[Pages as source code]
------------------------------------

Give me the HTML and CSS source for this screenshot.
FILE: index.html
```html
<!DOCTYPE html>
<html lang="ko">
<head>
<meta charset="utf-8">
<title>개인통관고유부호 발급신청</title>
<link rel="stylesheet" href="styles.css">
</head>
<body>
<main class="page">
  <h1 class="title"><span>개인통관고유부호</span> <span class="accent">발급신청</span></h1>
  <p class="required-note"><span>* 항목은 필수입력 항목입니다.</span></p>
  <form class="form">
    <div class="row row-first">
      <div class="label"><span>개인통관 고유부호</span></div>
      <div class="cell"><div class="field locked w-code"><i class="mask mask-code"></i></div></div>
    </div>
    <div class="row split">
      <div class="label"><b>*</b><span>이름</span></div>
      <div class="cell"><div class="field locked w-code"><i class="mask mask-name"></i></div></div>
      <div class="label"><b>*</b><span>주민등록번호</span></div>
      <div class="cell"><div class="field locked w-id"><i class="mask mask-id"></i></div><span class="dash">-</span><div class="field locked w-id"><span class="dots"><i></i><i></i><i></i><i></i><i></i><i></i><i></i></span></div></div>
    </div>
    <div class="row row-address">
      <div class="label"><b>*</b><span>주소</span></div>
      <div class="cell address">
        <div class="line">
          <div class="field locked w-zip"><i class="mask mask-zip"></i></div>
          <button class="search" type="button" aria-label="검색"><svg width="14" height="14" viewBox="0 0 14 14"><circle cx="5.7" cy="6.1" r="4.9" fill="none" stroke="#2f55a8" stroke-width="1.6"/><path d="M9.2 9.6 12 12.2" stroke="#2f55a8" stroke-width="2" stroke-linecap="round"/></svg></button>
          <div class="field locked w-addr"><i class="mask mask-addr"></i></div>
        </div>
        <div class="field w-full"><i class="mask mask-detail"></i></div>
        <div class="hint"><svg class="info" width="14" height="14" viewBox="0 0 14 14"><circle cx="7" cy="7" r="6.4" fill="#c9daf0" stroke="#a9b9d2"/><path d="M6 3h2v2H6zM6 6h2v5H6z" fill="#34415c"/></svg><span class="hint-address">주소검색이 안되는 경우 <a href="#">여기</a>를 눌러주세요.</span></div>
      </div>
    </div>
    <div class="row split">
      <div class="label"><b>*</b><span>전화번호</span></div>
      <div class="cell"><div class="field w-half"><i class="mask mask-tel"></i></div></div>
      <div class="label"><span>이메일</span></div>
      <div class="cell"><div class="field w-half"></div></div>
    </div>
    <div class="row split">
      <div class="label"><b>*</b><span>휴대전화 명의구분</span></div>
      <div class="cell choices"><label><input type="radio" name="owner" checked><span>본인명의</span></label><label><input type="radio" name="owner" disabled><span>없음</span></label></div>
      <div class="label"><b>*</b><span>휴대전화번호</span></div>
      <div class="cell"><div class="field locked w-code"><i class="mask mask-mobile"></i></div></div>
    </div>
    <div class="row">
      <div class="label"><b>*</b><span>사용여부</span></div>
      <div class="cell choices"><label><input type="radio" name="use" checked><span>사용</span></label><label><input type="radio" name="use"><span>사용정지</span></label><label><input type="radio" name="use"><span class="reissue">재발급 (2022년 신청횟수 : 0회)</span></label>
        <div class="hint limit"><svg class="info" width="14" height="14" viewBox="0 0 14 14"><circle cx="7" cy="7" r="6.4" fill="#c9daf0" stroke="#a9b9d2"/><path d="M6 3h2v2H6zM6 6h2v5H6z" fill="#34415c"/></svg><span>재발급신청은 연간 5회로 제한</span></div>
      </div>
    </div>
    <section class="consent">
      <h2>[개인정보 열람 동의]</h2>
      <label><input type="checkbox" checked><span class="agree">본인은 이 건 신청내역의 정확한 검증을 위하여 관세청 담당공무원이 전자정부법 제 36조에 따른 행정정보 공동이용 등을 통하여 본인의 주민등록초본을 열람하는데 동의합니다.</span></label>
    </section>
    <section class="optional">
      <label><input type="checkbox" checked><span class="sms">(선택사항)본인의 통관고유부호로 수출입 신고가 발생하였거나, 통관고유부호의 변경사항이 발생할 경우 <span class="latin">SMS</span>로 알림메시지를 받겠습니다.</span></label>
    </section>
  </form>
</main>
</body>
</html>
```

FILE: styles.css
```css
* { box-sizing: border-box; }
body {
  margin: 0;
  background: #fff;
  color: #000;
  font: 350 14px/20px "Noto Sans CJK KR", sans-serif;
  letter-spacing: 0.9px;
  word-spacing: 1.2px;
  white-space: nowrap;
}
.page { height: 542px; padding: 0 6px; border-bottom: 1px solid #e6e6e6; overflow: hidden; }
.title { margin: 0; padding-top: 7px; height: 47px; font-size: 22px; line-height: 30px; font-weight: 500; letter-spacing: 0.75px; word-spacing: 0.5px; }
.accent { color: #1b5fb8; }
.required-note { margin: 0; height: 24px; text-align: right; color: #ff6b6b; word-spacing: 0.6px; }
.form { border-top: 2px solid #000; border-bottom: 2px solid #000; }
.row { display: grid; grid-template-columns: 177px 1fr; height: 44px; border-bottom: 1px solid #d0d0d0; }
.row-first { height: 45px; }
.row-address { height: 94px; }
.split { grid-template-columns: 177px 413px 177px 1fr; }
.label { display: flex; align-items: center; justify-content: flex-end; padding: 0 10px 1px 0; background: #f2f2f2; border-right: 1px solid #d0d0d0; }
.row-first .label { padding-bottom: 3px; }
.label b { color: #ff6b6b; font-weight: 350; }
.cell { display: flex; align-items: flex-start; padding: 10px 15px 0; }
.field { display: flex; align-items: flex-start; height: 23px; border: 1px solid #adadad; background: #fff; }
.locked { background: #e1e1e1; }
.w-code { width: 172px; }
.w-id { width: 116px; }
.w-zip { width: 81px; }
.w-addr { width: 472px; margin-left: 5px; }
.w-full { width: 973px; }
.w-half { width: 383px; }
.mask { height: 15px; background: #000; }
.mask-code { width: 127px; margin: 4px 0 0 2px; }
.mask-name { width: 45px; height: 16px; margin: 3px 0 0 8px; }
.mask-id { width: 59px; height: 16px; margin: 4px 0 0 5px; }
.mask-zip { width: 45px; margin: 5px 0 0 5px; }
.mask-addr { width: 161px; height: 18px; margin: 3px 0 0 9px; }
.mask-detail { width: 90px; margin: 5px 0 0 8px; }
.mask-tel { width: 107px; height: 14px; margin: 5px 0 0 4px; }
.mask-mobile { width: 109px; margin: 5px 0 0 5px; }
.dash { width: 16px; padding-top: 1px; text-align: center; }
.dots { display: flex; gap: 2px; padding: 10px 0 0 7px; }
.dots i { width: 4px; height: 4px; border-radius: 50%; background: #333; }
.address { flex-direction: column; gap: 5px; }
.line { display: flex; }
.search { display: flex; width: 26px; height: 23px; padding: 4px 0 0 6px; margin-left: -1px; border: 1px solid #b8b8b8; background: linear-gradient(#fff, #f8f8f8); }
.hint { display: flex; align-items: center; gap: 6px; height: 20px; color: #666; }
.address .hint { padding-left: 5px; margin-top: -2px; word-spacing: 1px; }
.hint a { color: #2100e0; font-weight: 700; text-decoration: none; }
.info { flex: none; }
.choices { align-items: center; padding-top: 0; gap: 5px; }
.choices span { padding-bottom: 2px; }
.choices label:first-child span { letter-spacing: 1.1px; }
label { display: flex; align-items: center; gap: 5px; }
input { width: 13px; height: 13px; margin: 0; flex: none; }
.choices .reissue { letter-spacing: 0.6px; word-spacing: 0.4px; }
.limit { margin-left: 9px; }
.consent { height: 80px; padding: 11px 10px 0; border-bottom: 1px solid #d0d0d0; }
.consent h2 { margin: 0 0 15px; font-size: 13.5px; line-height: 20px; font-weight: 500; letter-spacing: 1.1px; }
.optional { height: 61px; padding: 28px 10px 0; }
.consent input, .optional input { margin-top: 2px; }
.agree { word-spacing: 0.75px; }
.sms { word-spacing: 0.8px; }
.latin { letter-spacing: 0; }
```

------------------------------------

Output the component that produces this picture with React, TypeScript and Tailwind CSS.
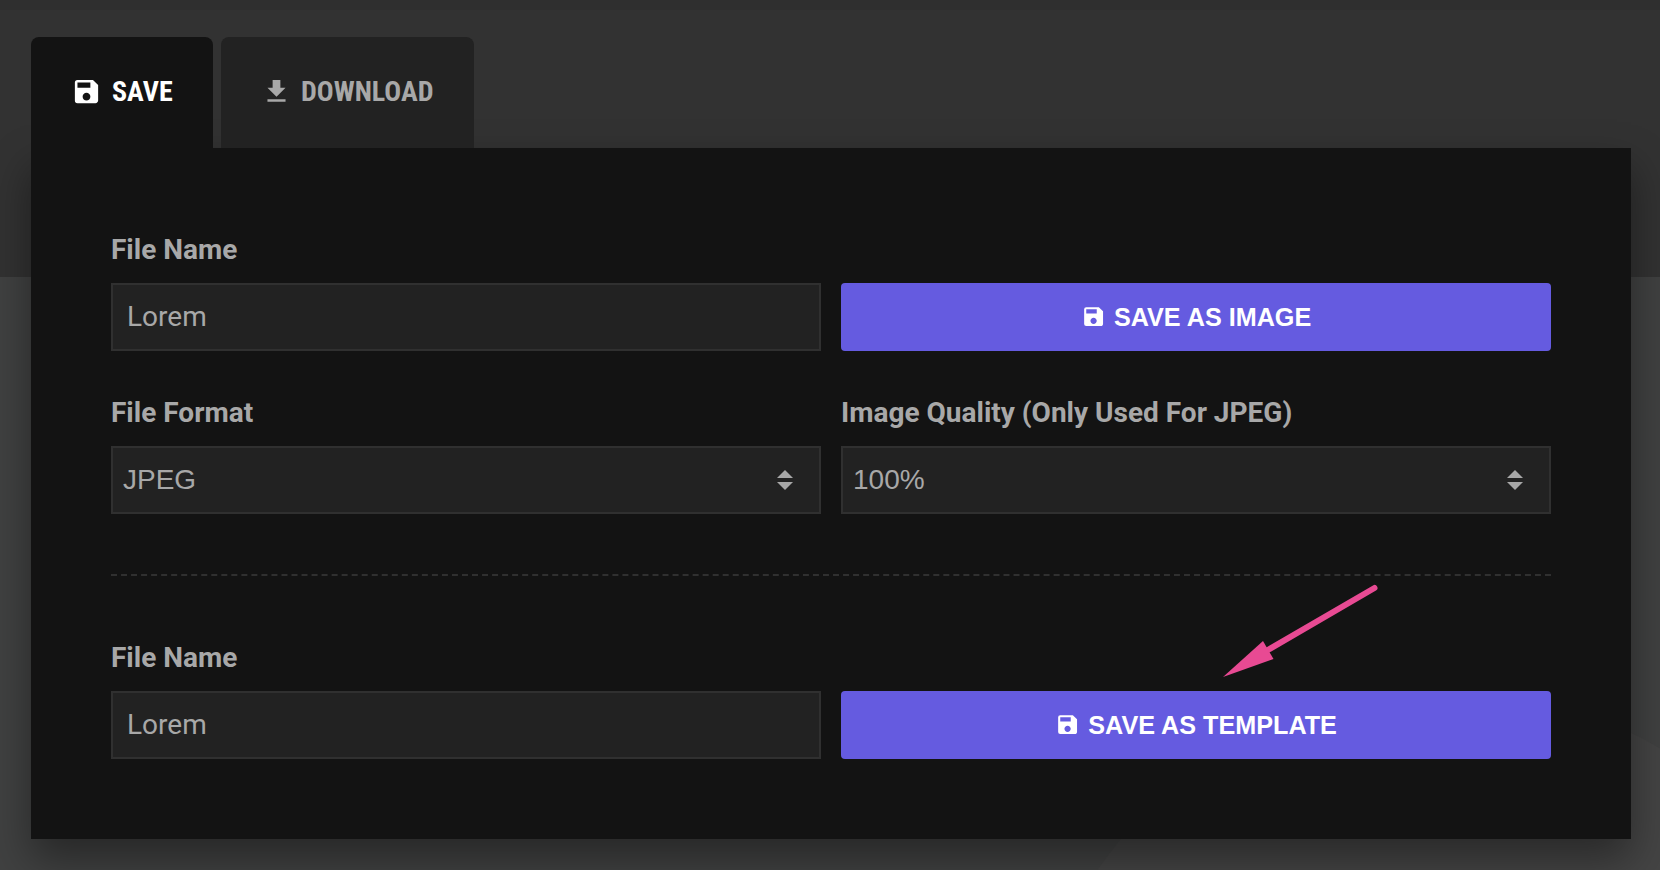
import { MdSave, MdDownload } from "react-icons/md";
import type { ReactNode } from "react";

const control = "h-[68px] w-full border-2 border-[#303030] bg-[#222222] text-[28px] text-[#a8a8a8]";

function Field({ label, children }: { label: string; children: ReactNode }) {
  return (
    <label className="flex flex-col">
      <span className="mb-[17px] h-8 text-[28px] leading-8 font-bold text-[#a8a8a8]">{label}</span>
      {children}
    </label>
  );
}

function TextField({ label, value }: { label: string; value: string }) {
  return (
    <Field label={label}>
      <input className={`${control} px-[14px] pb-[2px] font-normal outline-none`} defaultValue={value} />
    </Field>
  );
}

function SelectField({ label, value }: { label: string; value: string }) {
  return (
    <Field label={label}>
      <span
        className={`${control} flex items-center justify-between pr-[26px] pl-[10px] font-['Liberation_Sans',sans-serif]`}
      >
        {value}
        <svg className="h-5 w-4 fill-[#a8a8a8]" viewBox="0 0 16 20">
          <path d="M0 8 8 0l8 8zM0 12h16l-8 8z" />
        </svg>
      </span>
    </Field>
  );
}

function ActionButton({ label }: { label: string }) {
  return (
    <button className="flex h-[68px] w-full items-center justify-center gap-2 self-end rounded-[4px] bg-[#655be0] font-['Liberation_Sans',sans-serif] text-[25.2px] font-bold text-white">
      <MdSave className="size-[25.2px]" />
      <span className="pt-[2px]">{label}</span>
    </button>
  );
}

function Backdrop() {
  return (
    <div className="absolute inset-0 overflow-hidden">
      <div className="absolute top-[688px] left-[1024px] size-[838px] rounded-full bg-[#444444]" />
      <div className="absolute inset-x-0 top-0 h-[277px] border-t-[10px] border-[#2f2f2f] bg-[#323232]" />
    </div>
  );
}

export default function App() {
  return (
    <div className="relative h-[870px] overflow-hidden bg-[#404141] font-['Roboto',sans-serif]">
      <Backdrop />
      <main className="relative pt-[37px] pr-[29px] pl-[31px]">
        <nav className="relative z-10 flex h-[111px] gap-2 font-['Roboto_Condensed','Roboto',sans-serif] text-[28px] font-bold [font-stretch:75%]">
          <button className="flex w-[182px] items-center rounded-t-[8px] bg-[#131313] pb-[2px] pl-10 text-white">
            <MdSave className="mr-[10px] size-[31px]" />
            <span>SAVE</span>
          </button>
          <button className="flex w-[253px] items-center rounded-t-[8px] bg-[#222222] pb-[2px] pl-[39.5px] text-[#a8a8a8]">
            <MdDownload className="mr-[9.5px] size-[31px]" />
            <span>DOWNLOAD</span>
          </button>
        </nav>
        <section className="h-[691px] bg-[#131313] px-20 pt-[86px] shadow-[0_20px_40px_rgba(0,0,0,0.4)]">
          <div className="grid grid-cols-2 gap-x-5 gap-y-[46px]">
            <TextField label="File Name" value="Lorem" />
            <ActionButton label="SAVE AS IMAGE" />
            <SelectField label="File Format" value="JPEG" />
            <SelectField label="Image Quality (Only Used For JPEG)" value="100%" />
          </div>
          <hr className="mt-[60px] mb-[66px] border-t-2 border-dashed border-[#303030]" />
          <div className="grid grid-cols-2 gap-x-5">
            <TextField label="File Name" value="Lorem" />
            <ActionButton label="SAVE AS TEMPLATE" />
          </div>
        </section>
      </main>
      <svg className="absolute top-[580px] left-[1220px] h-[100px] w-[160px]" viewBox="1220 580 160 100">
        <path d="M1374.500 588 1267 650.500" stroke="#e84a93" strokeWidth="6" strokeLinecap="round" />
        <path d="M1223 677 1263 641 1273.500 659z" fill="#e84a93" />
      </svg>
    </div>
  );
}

------------------------------------

For each line of the listing that holds the word "this", show that line.

- _In response_
Give me the HTML and CSS source for this screenshot.
Output the component that produces this picture with React, TypeScript and Tailwind CSS.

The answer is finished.